● **Task goal**: Go through the data and copy every line exactly, but not the images.

● **Information provided**:
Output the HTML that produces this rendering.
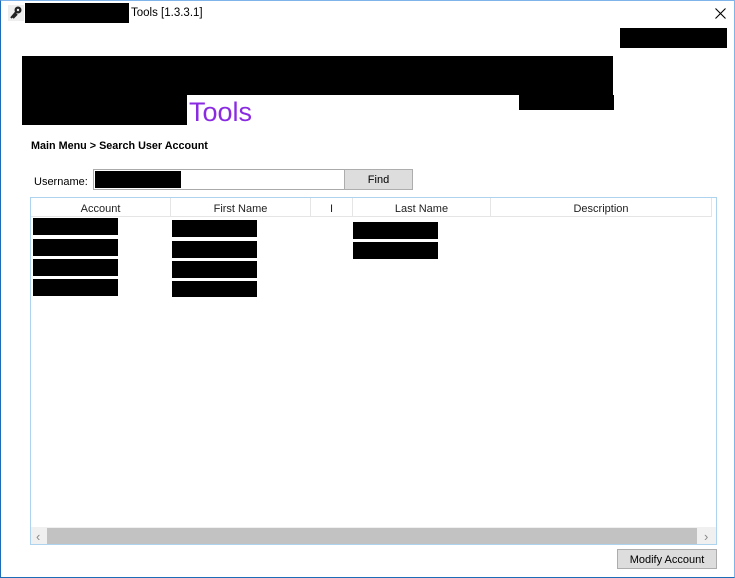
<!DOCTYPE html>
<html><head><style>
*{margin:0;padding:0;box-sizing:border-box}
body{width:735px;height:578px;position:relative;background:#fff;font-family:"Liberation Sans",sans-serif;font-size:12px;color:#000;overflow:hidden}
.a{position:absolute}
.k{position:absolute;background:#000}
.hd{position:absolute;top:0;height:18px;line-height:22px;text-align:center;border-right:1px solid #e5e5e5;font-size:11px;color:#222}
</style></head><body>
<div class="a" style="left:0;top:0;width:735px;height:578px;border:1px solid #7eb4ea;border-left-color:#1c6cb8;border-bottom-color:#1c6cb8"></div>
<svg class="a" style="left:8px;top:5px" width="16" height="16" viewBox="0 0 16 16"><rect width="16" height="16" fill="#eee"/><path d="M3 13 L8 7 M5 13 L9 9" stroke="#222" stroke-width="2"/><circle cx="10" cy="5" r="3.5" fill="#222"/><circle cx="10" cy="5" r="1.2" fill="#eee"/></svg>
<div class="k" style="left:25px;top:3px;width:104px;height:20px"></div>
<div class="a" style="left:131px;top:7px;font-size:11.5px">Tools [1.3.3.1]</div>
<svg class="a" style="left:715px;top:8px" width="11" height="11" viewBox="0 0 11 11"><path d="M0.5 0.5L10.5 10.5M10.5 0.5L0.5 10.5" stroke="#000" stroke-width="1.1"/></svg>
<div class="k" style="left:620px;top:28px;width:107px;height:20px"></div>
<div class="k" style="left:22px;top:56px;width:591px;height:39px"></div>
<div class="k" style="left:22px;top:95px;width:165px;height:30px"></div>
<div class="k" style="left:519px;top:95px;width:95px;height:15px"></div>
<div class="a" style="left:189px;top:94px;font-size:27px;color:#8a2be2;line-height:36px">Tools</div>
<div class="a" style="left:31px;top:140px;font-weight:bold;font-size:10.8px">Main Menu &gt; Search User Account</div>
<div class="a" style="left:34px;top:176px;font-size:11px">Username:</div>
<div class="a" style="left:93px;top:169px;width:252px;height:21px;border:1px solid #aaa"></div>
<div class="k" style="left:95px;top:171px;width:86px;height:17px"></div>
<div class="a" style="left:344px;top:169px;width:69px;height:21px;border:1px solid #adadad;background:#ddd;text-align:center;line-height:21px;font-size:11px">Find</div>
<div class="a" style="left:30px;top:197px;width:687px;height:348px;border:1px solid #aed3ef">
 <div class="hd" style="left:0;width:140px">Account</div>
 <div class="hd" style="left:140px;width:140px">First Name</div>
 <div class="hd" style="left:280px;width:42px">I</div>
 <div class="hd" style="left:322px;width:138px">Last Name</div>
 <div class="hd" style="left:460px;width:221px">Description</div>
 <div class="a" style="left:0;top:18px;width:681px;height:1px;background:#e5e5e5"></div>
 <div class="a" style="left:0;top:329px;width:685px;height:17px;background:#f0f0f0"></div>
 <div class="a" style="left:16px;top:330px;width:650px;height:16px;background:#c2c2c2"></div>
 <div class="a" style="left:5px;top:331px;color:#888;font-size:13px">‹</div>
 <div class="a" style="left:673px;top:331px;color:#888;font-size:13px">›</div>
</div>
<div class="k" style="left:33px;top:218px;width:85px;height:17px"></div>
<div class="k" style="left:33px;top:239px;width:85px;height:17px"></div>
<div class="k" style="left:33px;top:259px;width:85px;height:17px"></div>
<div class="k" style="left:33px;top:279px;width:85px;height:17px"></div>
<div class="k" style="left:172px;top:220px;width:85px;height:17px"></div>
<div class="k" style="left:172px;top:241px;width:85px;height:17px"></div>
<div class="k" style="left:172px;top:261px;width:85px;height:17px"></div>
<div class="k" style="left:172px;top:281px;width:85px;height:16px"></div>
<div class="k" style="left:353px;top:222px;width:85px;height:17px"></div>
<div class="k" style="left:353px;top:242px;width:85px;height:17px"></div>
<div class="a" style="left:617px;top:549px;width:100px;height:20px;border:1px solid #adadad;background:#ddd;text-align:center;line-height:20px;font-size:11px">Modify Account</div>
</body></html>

● **Finished answer**:
Output the HTML that produces this rendering.
<!DOCTYPE html>
<html><head><style>
*{margin:0;padding:0;box-sizing:border-box}
body{width:735px;height:578px;position:relative;background:#fff;font-family:"Liberation Sans",sans-serif;font-size:12px;color:#000;overflow:hidden}
.a{position:absolute}
.k{position:absolute;background:#000}
.hd{position:absolute;top:0;height:18px;line-height:22px;text-align:center;border-right:1px solid #e5e5e5;font-size:11px;color:#222}
</style></head><body>
<div class="a" style="left:0;top:0;width:735px;height:578px;border:1px solid #7eb4ea;border-left-color:#1c6cb8;border-bottom-color:#1c6cb8"></div>
<svg class="a" style="left:8px;top:5px" width="16" height="16" viewBox="0 0 16 16"><rect width="16" height="16" fill="#eee"/><path d="M3 13 L8 7 M5 13 L9 9" stroke="#222" stroke-width="2"/><circle cx="10" cy="5" r="3.5" fill="#222"/><circle cx="10" cy="5" r="1.2" fill="#eee"/></svg>
<div class="k" style="left:25px;top:3px;width:104px;height:20px"></div>
<div class="a" style="left:131px;top:7px;font-size:11.5px">Tools [1.3.3.1]</div>
<svg class="a" style="left:715px;top:8px" width="11" height="11" viewBox="0 0 11 11"><path d="M0.5 0.5L10.5 10.5M10.5 0.5L0.5 10.5" stroke="#000" stroke-width="1.1"/></svg>
<div class="k" style="left:620px;top:28px;width:107px;height:20px"></div>
<div class="k" style="left:22px;top:56px;width:591px;height:39px"></div>
<div class="k" style="left:22px;top:95px;width:165px;height:30px"></div>
<div class="k" style="left:519px;top:95px;width:95px;height:15px"></div>
<div class="a" style="left:189px;top:94px;font-size:27px;color:#8a2be2;line-height:36px">Tools</div>
<div class="a" style="left:31px;top:140px;font-weight:bold;font-size:10.8px">Main Menu &gt; Search User Account</div>
<div class="a" style="left:34px;top:176px;font-size:11px">Username:</div>
<div class="a" style="left:93px;top:169px;width:252px;height:21px;border:1px solid #aaa"></div>
<div class="k" style="left:95px;top:171px;width:86px;height:17px"></div>
<div class="a" style="left:344px;top:169px;width:69px;height:21px;border:1px solid #adadad;background:#ddd;text-align:center;line-height:21px;font-size:11px">Find</div>
<div class="a" style="left:30px;top:197px;width:687px;height:348px;border:1px solid #aed3ef">
 <div class="hd" style="left:0;width:140px">Account</div>
 <div class="hd" style="left:140px;width:140px">First Name</div>
 <div class="hd" style="left:280px;width:42px">I</div>
 <div class="hd" style="left:322px;width:138px">Last Name</div>
 <div class="hd" style="left:460px;width:221px">Description</div>
 <div class="a" style="left:0;top:18px;width:681px;height:1px;background:#e5e5e5"></div>
 <div class="a" style="left:0;top:329px;width:685px;height:17px;background:#f0f0f0"></div>
 <div class="a" style="left:16px;top:330px;width:650px;height:16px;background:#c2c2c2"></div>
 <div class="a" style="left:5px;top:331px;color:#888;font-size:13px">‹</div>
 <div class="a" style="left:673px;top:331px;color:#888;font-size:13px">›</div>
</div>
<div class="k" style="left:33px;top:218px;width:85px;height:17px"></div>
<div class="k" style="left:33px;top:239px;width:85px;height:17px"></div>
<div class="k" style="left:33px;top:259px;width:85px;height:17px"></div>
<div class="k" style="left:33px;top:279px;width:85px;height:17px"></div>
<div class="k" style="left:172px;top:220px;width:85px;height:17px"></div>
<div class="k" style="left:172px;top:241px;width:85px;height:17px"></div>
<div class="k" style="left:172px;top:261px;width:85px;height:17px"></div>
<div class="k" style="left:172px;top:281px;width:85px;height:16px"></div>
<div class="k" style="left:353px;top:222px;width:85px;height:17px"></div>
<div class="k" style="left:353px;top:242px;width:85px;height:17px"></div>
<div class="a" style="left:617px;top:549px;width:100px;height:20px;border:1px solid #adadad;background:#ddd;text-align:center;line-height:20px;font-size:11px">Modify Account</div>
</body></html>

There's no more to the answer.